### INFORMATION SUPPLIED

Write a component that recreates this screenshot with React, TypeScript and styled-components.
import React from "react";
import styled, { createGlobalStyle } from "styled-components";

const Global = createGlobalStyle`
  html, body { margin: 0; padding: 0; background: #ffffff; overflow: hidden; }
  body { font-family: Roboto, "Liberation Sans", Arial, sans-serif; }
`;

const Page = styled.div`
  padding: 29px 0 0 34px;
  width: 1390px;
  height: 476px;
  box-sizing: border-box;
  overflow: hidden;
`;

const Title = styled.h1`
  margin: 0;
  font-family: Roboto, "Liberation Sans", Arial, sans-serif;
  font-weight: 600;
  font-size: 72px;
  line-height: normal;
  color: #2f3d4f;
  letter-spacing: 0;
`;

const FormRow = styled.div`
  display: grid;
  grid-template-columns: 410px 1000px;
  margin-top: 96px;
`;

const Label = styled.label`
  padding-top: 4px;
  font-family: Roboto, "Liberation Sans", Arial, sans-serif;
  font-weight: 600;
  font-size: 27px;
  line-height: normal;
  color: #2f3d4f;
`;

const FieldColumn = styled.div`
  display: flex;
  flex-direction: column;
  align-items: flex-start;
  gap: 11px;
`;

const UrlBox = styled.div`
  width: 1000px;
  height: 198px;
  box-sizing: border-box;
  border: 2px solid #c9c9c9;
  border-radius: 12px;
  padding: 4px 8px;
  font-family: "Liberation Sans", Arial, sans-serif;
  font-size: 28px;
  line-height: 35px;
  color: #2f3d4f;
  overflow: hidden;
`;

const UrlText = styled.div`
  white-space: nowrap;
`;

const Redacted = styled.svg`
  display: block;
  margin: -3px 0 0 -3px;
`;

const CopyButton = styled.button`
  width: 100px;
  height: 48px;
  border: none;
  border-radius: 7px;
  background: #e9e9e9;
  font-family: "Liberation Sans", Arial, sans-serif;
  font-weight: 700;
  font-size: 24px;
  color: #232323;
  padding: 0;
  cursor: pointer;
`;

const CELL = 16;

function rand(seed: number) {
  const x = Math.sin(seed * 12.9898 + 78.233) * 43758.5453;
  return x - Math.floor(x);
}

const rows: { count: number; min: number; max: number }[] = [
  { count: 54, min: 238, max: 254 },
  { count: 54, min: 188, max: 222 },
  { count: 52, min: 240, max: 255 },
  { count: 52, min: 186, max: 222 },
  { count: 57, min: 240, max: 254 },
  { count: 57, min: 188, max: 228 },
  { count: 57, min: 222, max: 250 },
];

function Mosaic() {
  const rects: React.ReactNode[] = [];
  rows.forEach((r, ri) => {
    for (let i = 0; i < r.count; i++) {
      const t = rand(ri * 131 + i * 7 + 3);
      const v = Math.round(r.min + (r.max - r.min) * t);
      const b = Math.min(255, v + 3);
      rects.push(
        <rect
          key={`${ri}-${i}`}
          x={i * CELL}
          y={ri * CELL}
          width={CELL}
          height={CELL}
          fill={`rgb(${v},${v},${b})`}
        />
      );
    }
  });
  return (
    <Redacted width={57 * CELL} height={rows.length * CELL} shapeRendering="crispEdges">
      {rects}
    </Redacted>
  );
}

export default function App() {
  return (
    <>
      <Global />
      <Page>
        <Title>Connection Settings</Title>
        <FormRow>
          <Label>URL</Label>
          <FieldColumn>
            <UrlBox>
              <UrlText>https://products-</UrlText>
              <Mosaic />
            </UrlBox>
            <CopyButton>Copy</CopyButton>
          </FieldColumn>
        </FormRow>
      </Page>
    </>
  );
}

### REQUIRED TASK
Say how many lines above hold the word "components", giving only the count.

### COMPLETE ANSWER
2